### SHORT EXERCISE
Repeat exactly the lines of the listing below, please, starting with the first and ending with the line containing "px-[6px] pt-[2px] text-base';"; leave out the rest.

### RECORDS PROVIDED
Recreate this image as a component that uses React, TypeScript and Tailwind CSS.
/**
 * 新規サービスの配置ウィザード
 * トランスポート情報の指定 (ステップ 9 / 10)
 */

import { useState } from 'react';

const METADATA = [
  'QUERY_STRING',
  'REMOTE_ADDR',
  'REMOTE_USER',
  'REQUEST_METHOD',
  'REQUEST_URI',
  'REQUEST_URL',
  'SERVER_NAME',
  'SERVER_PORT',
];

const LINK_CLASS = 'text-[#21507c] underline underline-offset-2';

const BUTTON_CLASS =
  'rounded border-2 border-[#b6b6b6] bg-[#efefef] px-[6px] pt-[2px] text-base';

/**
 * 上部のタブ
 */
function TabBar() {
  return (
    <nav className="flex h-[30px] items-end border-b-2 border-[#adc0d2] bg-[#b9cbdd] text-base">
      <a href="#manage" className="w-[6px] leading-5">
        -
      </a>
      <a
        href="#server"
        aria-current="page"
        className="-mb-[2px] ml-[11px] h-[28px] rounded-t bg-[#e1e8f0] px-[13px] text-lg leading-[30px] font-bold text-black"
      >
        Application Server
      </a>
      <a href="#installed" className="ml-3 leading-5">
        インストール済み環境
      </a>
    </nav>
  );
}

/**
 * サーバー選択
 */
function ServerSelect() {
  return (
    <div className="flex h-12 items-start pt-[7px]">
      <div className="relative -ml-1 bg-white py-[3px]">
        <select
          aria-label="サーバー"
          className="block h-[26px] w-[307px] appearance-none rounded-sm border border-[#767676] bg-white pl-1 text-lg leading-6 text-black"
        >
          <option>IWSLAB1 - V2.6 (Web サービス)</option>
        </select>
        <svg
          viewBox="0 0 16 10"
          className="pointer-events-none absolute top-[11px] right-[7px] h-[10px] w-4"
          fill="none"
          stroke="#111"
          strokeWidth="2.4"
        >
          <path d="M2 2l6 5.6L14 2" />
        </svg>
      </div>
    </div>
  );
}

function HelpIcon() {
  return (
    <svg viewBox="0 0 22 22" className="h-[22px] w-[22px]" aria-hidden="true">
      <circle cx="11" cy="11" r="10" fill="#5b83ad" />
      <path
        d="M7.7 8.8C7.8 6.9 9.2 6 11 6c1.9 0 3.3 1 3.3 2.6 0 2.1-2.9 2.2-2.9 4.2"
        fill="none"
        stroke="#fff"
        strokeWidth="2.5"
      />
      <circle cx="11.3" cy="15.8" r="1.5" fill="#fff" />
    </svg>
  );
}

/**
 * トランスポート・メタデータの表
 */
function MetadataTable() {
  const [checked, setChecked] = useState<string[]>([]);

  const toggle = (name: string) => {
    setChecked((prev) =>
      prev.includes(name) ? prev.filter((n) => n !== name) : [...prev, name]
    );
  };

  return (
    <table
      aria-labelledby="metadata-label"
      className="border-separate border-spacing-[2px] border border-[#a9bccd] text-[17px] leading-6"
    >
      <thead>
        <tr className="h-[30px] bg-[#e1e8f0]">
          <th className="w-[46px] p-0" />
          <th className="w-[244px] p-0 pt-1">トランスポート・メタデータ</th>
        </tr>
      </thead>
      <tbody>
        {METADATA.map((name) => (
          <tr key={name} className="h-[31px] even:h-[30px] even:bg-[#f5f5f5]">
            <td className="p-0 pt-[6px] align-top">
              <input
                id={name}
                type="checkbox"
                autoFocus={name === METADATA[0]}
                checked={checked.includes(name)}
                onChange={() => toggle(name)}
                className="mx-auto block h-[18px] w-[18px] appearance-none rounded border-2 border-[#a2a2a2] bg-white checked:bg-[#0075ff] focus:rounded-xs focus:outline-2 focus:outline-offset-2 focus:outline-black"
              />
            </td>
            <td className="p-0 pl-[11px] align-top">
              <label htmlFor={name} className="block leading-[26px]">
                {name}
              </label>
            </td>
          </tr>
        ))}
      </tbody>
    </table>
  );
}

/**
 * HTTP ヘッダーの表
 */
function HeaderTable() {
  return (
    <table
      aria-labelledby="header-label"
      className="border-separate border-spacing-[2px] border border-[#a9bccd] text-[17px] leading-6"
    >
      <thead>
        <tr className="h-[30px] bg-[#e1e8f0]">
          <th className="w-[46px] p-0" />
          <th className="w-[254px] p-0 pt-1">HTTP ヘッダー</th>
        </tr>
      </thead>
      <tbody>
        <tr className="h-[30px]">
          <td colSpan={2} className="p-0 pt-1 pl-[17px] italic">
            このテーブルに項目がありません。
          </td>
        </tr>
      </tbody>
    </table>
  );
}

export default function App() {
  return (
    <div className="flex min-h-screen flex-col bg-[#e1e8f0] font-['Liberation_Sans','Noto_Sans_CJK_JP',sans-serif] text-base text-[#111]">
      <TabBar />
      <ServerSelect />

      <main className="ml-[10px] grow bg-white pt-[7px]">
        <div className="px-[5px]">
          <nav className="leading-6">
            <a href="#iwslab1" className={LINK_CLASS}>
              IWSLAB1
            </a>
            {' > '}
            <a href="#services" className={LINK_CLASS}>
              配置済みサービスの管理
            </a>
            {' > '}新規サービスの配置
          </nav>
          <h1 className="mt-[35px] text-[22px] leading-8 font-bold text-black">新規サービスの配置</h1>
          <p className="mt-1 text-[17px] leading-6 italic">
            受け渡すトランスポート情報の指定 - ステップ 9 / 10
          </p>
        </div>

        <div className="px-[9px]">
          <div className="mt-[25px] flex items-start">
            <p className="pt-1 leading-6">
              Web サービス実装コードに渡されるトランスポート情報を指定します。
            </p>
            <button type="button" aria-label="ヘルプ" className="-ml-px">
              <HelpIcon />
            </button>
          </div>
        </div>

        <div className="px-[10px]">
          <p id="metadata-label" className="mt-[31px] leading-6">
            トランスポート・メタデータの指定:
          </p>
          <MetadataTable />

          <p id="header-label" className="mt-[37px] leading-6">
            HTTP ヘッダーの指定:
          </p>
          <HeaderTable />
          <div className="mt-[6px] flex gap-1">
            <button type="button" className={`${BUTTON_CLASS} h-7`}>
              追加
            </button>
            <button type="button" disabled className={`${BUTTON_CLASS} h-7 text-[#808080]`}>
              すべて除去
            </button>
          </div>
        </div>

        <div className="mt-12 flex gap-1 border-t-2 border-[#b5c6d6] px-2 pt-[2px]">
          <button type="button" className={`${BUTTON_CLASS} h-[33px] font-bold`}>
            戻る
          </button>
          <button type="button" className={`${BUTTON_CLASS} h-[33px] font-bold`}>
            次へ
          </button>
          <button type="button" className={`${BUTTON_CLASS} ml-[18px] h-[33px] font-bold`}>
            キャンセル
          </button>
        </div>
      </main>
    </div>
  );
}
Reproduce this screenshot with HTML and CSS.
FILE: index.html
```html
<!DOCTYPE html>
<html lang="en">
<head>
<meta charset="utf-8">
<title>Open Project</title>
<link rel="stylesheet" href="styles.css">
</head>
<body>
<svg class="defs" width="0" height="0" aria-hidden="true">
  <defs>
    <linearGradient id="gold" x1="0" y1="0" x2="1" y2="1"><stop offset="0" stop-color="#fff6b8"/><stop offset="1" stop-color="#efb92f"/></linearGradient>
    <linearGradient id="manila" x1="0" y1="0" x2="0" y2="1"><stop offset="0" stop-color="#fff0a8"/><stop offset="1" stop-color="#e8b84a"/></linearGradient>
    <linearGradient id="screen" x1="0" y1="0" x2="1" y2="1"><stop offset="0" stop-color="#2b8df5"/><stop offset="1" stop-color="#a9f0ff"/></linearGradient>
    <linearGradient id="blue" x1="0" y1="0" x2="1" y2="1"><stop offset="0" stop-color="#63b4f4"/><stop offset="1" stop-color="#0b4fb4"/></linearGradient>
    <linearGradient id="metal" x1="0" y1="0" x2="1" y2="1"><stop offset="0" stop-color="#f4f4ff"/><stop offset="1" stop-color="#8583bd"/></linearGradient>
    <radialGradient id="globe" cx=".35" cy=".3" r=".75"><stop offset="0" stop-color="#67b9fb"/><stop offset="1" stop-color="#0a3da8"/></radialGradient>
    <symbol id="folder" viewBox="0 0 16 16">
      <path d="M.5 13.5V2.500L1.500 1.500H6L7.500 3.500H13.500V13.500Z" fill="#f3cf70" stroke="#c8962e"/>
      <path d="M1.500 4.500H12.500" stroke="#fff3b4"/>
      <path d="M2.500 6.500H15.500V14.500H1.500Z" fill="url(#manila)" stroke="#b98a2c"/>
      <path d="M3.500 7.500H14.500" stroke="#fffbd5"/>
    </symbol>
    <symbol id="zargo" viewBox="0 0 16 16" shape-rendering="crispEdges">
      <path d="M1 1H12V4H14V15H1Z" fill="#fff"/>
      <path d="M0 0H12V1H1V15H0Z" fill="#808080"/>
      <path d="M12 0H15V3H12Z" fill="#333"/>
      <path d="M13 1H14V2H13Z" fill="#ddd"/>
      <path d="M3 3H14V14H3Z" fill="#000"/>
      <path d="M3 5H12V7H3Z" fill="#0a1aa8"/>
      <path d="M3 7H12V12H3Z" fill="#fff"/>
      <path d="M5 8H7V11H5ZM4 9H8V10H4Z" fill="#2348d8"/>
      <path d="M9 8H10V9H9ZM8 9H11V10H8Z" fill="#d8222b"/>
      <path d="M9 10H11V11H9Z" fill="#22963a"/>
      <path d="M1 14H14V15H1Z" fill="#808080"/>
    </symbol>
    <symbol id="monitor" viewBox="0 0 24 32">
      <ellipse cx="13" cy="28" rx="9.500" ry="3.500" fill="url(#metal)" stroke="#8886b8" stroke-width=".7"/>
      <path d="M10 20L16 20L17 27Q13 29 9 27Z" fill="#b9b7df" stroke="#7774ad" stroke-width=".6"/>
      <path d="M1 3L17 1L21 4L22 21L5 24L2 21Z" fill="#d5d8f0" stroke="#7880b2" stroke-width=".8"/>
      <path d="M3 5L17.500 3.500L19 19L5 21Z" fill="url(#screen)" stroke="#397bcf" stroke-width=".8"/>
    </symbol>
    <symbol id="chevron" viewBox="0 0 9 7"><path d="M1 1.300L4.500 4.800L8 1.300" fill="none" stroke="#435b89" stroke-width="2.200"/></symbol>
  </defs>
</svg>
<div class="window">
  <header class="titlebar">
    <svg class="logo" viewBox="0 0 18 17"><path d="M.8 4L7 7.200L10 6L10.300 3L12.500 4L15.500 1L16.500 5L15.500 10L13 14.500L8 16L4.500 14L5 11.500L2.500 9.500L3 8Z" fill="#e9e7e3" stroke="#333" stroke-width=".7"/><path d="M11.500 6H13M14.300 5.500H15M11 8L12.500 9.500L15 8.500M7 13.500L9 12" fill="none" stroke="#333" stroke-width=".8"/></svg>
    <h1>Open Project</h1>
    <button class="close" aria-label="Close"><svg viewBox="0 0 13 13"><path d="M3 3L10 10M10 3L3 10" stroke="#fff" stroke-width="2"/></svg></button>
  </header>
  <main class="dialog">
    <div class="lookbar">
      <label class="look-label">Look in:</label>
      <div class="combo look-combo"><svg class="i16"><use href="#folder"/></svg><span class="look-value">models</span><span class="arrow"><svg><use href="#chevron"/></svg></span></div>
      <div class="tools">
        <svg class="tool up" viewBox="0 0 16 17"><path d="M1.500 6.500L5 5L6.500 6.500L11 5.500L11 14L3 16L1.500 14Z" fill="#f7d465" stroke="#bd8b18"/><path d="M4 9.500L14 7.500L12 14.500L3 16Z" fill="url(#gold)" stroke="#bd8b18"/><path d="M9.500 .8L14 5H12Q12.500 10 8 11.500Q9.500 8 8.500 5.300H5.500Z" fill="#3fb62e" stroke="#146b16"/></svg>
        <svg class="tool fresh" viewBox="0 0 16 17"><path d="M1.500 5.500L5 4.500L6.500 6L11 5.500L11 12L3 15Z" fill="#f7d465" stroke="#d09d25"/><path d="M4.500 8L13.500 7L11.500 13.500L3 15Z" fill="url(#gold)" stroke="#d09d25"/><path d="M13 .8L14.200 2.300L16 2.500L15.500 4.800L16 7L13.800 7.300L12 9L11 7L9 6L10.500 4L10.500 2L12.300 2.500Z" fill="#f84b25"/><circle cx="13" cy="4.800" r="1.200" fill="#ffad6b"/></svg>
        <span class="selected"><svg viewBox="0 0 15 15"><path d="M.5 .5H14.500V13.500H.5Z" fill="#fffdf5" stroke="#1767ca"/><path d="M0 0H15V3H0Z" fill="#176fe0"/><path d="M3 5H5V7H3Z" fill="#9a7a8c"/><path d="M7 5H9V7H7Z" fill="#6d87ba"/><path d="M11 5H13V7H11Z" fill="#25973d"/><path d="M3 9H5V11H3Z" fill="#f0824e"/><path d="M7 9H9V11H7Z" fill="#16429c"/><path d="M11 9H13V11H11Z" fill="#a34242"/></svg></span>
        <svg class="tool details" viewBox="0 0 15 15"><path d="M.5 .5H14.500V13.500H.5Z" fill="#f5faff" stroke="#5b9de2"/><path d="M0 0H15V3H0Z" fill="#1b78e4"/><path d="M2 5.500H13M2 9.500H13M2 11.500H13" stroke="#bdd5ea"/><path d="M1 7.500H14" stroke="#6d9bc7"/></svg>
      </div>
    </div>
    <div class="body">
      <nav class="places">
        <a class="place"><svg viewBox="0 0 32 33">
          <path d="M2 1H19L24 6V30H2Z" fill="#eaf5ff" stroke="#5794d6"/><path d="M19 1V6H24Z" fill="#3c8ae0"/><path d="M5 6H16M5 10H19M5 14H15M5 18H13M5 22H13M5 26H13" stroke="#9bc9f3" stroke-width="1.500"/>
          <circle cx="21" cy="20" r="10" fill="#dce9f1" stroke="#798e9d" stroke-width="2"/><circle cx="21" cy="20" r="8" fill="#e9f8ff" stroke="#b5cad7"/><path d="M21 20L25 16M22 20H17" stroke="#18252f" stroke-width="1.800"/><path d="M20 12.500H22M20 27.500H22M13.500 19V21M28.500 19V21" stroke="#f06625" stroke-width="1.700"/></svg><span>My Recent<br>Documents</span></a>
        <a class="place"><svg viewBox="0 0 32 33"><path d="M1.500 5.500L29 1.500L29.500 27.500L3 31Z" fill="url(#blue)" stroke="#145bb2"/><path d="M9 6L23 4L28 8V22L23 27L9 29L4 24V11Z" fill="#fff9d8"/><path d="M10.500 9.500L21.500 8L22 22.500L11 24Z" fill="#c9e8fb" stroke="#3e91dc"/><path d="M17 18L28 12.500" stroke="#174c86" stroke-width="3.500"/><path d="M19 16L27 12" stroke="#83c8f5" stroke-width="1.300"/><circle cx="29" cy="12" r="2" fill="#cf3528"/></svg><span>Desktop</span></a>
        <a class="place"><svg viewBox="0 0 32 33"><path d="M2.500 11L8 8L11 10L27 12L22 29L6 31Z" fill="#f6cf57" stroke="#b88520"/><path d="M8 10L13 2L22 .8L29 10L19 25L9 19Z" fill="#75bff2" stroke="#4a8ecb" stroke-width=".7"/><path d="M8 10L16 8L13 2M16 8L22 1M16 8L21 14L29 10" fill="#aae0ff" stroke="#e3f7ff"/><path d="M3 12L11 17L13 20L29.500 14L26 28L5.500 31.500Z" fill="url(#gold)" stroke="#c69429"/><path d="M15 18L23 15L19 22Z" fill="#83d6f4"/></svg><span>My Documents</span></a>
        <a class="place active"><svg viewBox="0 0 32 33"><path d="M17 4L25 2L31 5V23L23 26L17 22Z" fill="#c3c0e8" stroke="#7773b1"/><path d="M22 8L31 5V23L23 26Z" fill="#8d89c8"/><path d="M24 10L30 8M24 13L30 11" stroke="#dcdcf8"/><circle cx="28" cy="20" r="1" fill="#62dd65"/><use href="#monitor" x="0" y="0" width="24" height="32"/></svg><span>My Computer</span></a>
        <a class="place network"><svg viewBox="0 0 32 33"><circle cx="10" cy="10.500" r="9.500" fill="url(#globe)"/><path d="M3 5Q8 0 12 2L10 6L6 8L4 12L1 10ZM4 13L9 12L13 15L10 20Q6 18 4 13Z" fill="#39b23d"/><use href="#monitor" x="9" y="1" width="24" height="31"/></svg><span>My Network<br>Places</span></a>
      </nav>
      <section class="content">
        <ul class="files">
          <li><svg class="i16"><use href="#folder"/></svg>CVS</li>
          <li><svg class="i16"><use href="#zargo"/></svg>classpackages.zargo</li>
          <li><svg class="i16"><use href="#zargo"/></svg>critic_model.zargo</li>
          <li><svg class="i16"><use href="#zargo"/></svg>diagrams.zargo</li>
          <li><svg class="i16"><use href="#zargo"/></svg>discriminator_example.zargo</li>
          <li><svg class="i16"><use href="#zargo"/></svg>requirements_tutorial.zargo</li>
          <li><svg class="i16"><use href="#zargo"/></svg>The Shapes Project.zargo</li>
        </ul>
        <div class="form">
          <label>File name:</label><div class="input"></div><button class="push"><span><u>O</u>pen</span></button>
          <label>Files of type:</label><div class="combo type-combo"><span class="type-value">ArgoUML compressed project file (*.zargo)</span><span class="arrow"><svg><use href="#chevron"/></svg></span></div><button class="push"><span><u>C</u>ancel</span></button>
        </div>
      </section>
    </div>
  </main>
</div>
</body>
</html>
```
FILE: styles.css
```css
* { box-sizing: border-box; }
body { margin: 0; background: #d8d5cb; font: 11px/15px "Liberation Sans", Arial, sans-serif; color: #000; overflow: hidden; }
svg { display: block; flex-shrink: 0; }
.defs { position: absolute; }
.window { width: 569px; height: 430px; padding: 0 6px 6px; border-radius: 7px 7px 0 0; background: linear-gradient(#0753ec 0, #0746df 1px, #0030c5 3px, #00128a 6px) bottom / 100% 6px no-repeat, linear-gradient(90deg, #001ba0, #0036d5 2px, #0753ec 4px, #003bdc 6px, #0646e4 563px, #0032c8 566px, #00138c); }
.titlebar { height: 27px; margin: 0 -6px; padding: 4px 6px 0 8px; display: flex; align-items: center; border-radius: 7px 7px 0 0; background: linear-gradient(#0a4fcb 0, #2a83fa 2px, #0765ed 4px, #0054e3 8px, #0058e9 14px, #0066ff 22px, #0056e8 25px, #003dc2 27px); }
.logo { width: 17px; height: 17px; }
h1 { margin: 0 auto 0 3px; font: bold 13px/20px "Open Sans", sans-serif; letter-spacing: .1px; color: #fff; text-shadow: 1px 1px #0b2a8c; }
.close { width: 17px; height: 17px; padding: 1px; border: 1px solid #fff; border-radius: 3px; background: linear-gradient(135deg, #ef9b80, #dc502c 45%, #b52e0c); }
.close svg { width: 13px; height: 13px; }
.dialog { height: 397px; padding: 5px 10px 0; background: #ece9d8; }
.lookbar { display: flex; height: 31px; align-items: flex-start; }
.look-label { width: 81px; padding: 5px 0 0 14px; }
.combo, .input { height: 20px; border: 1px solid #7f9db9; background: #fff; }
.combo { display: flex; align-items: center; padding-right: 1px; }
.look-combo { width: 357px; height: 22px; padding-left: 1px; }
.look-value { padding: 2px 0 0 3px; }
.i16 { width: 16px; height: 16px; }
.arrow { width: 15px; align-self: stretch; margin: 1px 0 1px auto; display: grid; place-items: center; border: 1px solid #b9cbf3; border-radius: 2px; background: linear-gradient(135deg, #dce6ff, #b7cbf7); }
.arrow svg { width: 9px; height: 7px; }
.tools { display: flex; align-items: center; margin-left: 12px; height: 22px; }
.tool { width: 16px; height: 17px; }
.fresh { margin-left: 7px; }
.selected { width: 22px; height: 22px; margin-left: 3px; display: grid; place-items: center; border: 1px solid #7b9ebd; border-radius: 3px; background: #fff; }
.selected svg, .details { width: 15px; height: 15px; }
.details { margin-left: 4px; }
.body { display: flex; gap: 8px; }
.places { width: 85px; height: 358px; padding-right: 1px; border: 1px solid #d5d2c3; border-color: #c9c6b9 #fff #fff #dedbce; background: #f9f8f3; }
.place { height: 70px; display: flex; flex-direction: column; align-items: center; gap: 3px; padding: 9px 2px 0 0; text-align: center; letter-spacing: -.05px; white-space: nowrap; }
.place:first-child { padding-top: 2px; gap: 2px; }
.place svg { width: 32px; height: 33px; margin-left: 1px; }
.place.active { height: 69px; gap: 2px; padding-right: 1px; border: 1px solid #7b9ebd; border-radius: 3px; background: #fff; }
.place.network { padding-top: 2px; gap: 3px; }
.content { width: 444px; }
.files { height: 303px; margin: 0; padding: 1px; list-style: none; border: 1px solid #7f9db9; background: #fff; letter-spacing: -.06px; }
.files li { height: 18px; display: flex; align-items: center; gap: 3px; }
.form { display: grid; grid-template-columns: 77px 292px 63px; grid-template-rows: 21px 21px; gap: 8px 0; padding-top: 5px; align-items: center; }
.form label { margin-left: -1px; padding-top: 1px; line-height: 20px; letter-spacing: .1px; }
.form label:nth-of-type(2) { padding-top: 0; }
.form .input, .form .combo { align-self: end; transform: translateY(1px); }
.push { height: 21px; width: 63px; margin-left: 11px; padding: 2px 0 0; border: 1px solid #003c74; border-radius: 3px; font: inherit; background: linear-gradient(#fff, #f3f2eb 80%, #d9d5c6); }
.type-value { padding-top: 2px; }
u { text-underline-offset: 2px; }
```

### TASK ANSWER
Recreate this image as a component that uses React, TypeScript and Tailwind CSS.
/**
 * 新規サービスの配置ウィザード
 * トランスポート情報の指定 (ステップ 9 / 10)
 */

import { useState } from 'react';

const METADATA = [
  'QUERY_STRING',
  'REMOTE_ADDR',
  'REMOTE_USER',
  'REQUEST_METHOD',
  'REQUEST_URI',
  'REQUEST_URL',
  'SERVER_NAME',
  'SERVER_PORT',
];

const LINK_CLASS = 'text-[#21507c] underline underline-offset-2';

const BUTTON_CLASS =
  'rounded border-2 border-[#b6b6b6] bg-[#efefef] px-[6px] pt-[2px] text-base';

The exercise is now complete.